In my early years as an entrepreneur in New York, I thought I was doing everything right. I was attending every panel, RSVP-ing to every networking mixer and collecting more business cards than I knew what to do with. I showed up, smiled and delivered my elevator pitch with precision. But I always walked away feeling … empty. Like I was playing a game where no one remembered anyone after the name tags came off.
Looking back, I now realize what was missing: connection.
It wasn’t until I slowed down, changed my approach and started prioritizing real human relationships that things shifted for me, both professionally and personally.
Here’s what I’ve learned about moving from networking to connecting, and why that difference has made all the difference in how I build, hire, grow and live.

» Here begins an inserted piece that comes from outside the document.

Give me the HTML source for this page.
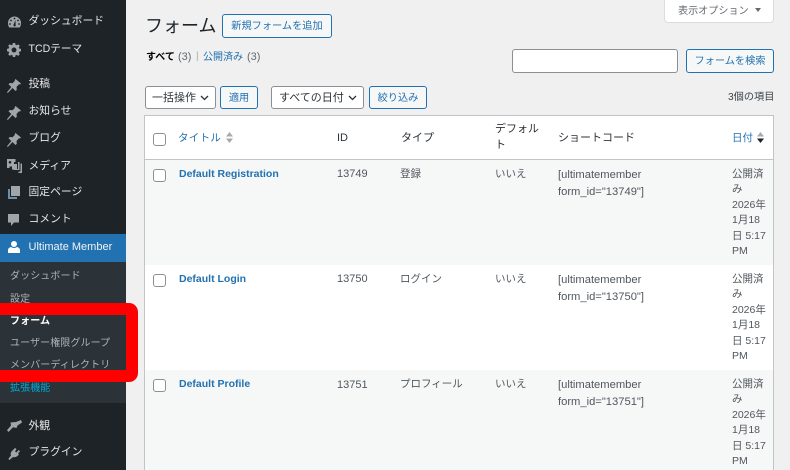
<!DOCTYPE html>
<html lang="ja"><head><meta charset="utf-8"><style>
html,body{margin:0;padding:0;width:790px;height:470px;overflow:hidden}
body{position:relative;background:#f0f0f1;font-family:"Liberation Sans","Noto Sans CJK JP",sans-serif;font-size:11px;color:#50575e}
#root{position:absolute;left:0;top:0;width:790px;height:470px;overflow:hidden}
.a{position:absolute;white-space:nowrap;line-height:16px}
#side{position:absolute;left:0;top:0;width:126px;height:470px;background:#1d2327}
#sub{position:absolute;left:0;top:262px;width:126px;height:141px;background:#2c3338}
#cur{position:absolute;left:0;top:234px;width:126px;height:28px;background:#2271b1}
.m{color:#e6e7e8;left:28.5px;font-size:10.8px}
.s{color:#aeb3b8;left:10px;font-size:10px;letter-spacing:.1px}
svg.i{position:absolute;fill:#a0a5aa}
.btn{position:absolute;box-sizing:border-box;border:1px solid #2271b1;border-radius:3px;background:#f6f7f7;color:#2271b1;text-align:center;font-size:10.2px;white-space:nowrap}
.sel{position:absolute;box-sizing:border-box;border:1px solid #8c8f94;border-radius:3px;background:#fff;color:#2c3338;font-size:11px;white-space:nowrap}
.sel svg{position:absolute;right:6px;top:8px;width:9px;height:6px}
.cb{position:absolute;box-sizing:border-box;left:153px;width:13px;height:13px;border:1px solid #8c8f94;border-radius:3px;background:#fff}
.l{color:#2271b1}
.t{color:#2271b1;font-weight:bold;font-size:10.5px;left:179px}
.d{left:732px;line-height:15.4px;font-size:10.5px;color:#50575e}
.h{color:#2c3338;font-size:11px}
.c{font-size:10.5px}
.n{font-size:11px;left:337px}
.sc{left:558px;font-size:11.2px;line-height:16.6px}
</style></head><body><div id="root">
<div id="side"></div><div id="sub"></div><div id="cur"></div>

<svg class="i" style="left:8px;top:16px" width="13" height="12" viewBox="0 0 13 12"><path d="M6.500 0.500A6.500 6.500 0 0 0 0 7c0 1.700.4 3.100 1.200 4.500h10.600C12.600 10.100 13 8.700 13 7A6.500 6.500 0 0 0 6.500.500z"/><g fill="#1d2327"><circle cx="6.500" cy="2.500" r=".9"/><circle cx="3" cy="4.500" r=".9"/><circle cx="10" cy="4.500" r=".9"/><circle cx="2" cy="8" r=".9"/><circle cx="11" cy="8" r=".9"/><path d="M7.500 4L7.600 8.500a1.200 1.200 0 1 1-2 0z"/></g></svg>
<svg class="i" style="left:7px;top:43px" width="14" height="14" viewBox="0 0 16 16"><path fill-rule="evenodd" d="M6.700 0h2.600l.4 2 1.300.6 1.800-1.100 1.800 1.800-1.100 1.800.6 1.300 2 .4v2.600l-2 .4-.6 1.300 1.100 1.800-1.800 1.800-1.800-1.100-1.300.6-.4 2H6.700l-.4-2-1.300-.6-1.800 1.100-1.800-1.800 1.100-1.800-.6-1.300-2-.4V6.700l2-.4.6-1.300-1.100-1.800 1.800-1.800 1.800 1.100 1.300-.6zM8 5.200a2.800 2.800 0 1 0 0 5.600 2.800 2.800 0 0 0 0-5.600z"/></svg>
<svg class="i" style="left:7px;top:79px" width="14" height="14" viewBox="0 0 14 14"><path d="M8.500 0L14 4.500l-1 1-1-.2L9.500 8l.3 2.800L8.500 12 5.500 9 .8 14 0 13.300 4.300 8 1.500 5.300 2.800 4l2.700.3L7.800 2 7.700 1z"/></svg>
<svg class="i" style="left:7px;top:106px" width="14" height="14" viewBox="0 0 14 14"><path d="M8.500 0L14 4.500l-1 1-1-.2L9.500 8l.3 2.800L8.500 12 5.500 9 .8 14 0 13.300 4.300 8 1.500 5.300 2.800 4l2.700.3L7.800 2 7.700 1z"/></svg>
<svg class="i" style="left:7px;top:133px" width="14" height="14" viewBox="0 0 14 14"><path d="M8.500 0L14 4.500l-1 1-1-.2L9.500 8l.3 2.800L8.500 12 5.500 9 .8 14 0 13.300 4.300 8 1.500 5.300 2.800 4l2.700.3L7.800 2 7.700 1z"/></svg>
<svg class="i" style="left:7px;top:159px" width="15" height="14" viewBox="0 0 15 14"><path fill-rule="evenodd" d="M0 0h8.500v3H7v2h3v5.500H5V7.500H2.500V9H0zM3 2a1.300 1.300 0 1 0 0 2.600A1.300 1.300 0 0 0 3 2z"/><path d="M11 3h1.500v8H6.500v-1H11zM13.500 4.500H15V14h-3.500v-1.500h2z"/></svg>
<svg class="i" style="left:8px;top:186px" width="12" height="13" viewBox="0 0 12 13"><path d="M3 0h9v10H3z"/><path d="M0 3h2v8h7v2H0z" style="fill:#6f8fa8"/></svg>
<svg class="i" style="left:8px;top:214px" width="11" height="12" viewBox="0 0 11 12"><path d="M0 0h11v8.500H6L3 12V8.500H0z"/></svg>
<svg class="i" style="left:8px;top:241px;fill:#fff" width="12" height="12" viewBox="0 0 12 12"><circle cx="6" cy="3" r="3"/><path d="M0 12V9c0-1.500 1.500-2.600 3-3 .8.600 1.800 1 3 1s2.200-.4 3-1c1.500.4 3 1.500 3 3v3z"/></svg>
<svg class="i" style="left:7px;top:420px" width="15" height="12" viewBox="0 0 15 12"><path d="M9 2L14 0l1 2.500-4.500 3L9.500 8l-3.500-.8L1.500 12 0 10.300 4 5.500 3.500 2.500z"/></svg>
<svg class="i" style="left:8px;top:448px" width="12" height="12" viewBox="0 0 12 12"><path d="M7 0l1.500 1L7 3.500 8.500 4.500 10.500 2 12 3.200l-2 2.300 1 .8-1 1.200C8.500 9 6.500 9.500 5 9L1.500 12 .3 11 3 7.500c-.7-1.500-.3-3.200 1-4.500l1-1z"/></svg>

<div class="a m" style="top:13px">ダッシュボード</div>
<div class="a m" style="top:41px;font-size:10.6px">TCDテーマ</div>
<div class="a m" style="top:76px">投稿</div>
<div class="a m" style="top:103px">お知らせ</div>
<div class="a m" style="top:130px">ブログ</div>
<div class="a m" style="top:158px">メディア</div>
<div class="a m" style="top:184px">固定ページ</div>
<div class="a m" style="top:211px">コメント</div>
<div class="a m" style="top:239px;color:#f0f4f8;font-size:11px">Ultimate Member</div>
<div class="a s" style="top:269px">ダッシュボード</div>
<div class="a s" style="top:292px">設定</div>
<div class="a s" style="top:314px;color:#fff;font-weight:bold">フォーム</div>
<div class="a s" style="top:336px">ユーザー権限グループ</div>
<div class="a s" style="top:358px">メンバーディレクトリ</div>
<div class="a s" style="top:381px;color:#00a9d8">拡張機能</div>
<div class="a m" style="top:418px">外観</div>
<div class="a m" style="top:444px">プラグイン</div>

<div style="position:absolute;box-sizing:border-box;left:-20px;top:303px;width:158px;height:79px;border:12px solid #f00;border-radius:9px"></div>

<div style="position:absolute;box-sizing:border-box;left:664px;top:-4px;width:110px;height:27px;background:#fff;border:1px solid #dcdcde;border-radius:0 0 4px 4px"></div>
<div class="a" style="left:678px;top:4px;font-size:10.1px;color:#646970">表示オプション</div>
<svg style="position:absolute;left:755px;top:8px" width="6" height="5" viewBox="0 0 6 5"><path d="M0 0h6L3 4z" fill="#646970"/></svg>

<div class="a" style="left:145px;top:13px;font-size:18px;line-height:26px;color:#1d2327">フォーム</div>
<div class="btn" style="left:222px;top:14px;width:110px;height:24px;line-height:24px">新規フォームを追加</div>
<div class="a" style="left:146px;top:50px;font-size:10px"><b style="color:#000">すべて</b></div>
<div class="a" style="left:178px;top:49px;font-size:11px;color:#646970">(3)</div>
<div class="a" style="left:196px;top:49px;font-size:10px;color:#a7aaad">|</div>
<div class="a l" style="left:203px;top:50px;font-size:10px">公開済み</div>
<div class="a" style="left:247px;top:49px;font-size:11px;color:#646970">(3)</div>

<div style="position:absolute;box-sizing:border-box;left:512px;top:49px;width:166px;height:24px;background:#fff;border:1px solid #8c8f94;border-radius:3px"></div>
<div class="btn" style="left:686px;top:49px;width:88px;height:24px;line-height:24px">フォームを検索</div>

<div class="sel" style="left:145px;top:86px;width:71px;height:23px;line-height:22px;padding-left:6px">一括操作<svg viewBox="0 0 9 6"><path d="M1 1l3.500 3.500L8 1" fill="none" stroke="#2c3338" stroke-width="1.300"/></svg></div>
<div class="btn" style="left:220px;top:86px;width:38px;height:23px;line-height:23px">適用</div>
<div class="sel" style="left:271px;top:86px;width:93px;height:23px;line-height:22px;padding-left:7px">すべての日付<svg viewBox="0 0 9 6"><path d="M1 1l3.500 3.500L8 1" fill="none" stroke="#2c3338" stroke-width="1.300"/></svg></div>
<div class="btn" style="left:369px;top:86px;width:58px;height:23px;line-height:23px">絞り込み</div>
<div class="a" style="left:728px;top:90px;font-size:10.2px;color:#3c434a">3個の項目</div>

<div style="position:absolute;box-sizing:border-box;left:144px;top:115px;width:630px;height:370px;background:#fff;border:1px solid #c3c4c7"></div>
<div style="position:absolute;left:145px;top:159px;width:628px;height:1px;background:#c3c4c7"></div>
<div style="position:absolute;left:145px;top:160px;width:628px;height:105px;background:#f6f7f7"></div>
<div style="position:absolute;left:145px;top:370px;width:628px;height:105px;background:#f6f7f7"></div>

<div class="cb" style="top:133px"></div>
<div class="a l" style="left:178px;top:130px;font-size:10.5px;letter-spacing:.3px">タイトル</div>
<svg style="position:absolute;left:226px;top:132px" width="7" height="11" viewBox="0 0 7 11"><path d="M3.500 0L7 4.500H0zM3.500 11L0 6.500h7z" fill="#a7aaad"/></svg>
<div class="a h" style="left:337px;top:130px">ID</div>
<div class="a h" style="left:401px;top:130px">タイプ</div>
<div class="a h" style="left:495px;top:121px">デフォル</div>
<div class="a h" style="left:495px;top:137px">ト</div>
<div class="a h" style="left:558px;top:130px">ショートコード</div>
<div class="a l" style="left:732px;top:130px;font-size:10.5px">日付</div>
<svg style="position:absolute;left:757px;top:132px" width="7" height="11" viewBox="0 0 7 11"><path d="M3.500 0L7 4.500H0z" fill="#a7aaad"/><path d="M3.500 11L0 6.500h7z" fill="#1d2327"/></svg>

<div class="cb" style="top:169px"></div>
<div class="a t" style="top:166px">Default Registration</div>
<div class="a n" style="top:166px">13749</div>
<div class="a c" style="left:400px;top:166px">登録</div>
<div class="a c" style="left:495px;top:166px">いいえ</div>
<div class="a sc" style="top:167px">[ultimatemember<br>form_id="13749"]</div>
<div class="a d" style="top:167px">公開済<br>み<br>2026年<br>1月18<br>日 5:17<br>PM</div>

<div class="cb" style="top:274px"></div>
<div class="a t" style="top:271px">Default Login</div>
<div class="a n" style="top:271px">13750</div>
<div class="a c" style="left:400px;top:271px">ログイン</div>
<div class="a c" style="left:495px;top:271px">いいえ</div>
<div class="a sc" style="top:272px">[ultimatemember<br>form_id="13750"]</div>
<div class="a d" style="top:272px">公開済<br>み<br>2026年<br>1月18<br>日 5:17<br>PM</div>

<div class="cb" style="top:379px"></div>
<div class="a t" style="top:376px">Default Profile</div>
<div class="a n" style="top:377px">13751</div>
<div class="a c" style="left:400px;top:376px">プロフィール</div>
<div class="a c" style="left:495px;top:376px">いいえ</div>
<div class="a sc" style="top:377px">[ultimatemember<br>form_id="13751"]</div>
<div class="a d" style="top:377px">公開済<br>み<br>2026年<br>1月18<br>日 5:17<br>PM</div>
</div></body></html>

Stop trying to be interesting. Instead, be interested.
I used to feel pressure to impress people. I thought the point of networking was to showcase my wins, my product, my story. It wasn’t disingenuous; I was proud of what I’d built, but I was constantly in “performance” mode.
Then I had a moment I’ll never forget: I went to a brunch hosted by a founder friend and sat next to someone I didn’t recognize. Instead of trying to pitch myself, I just asked them questions — about their story, what brought them to the city and what they were excited about. Two weeks later, they reached out and invited me to create a WhatsApp group of tech founders in New York, where I would later meet one of my most valuable mentors.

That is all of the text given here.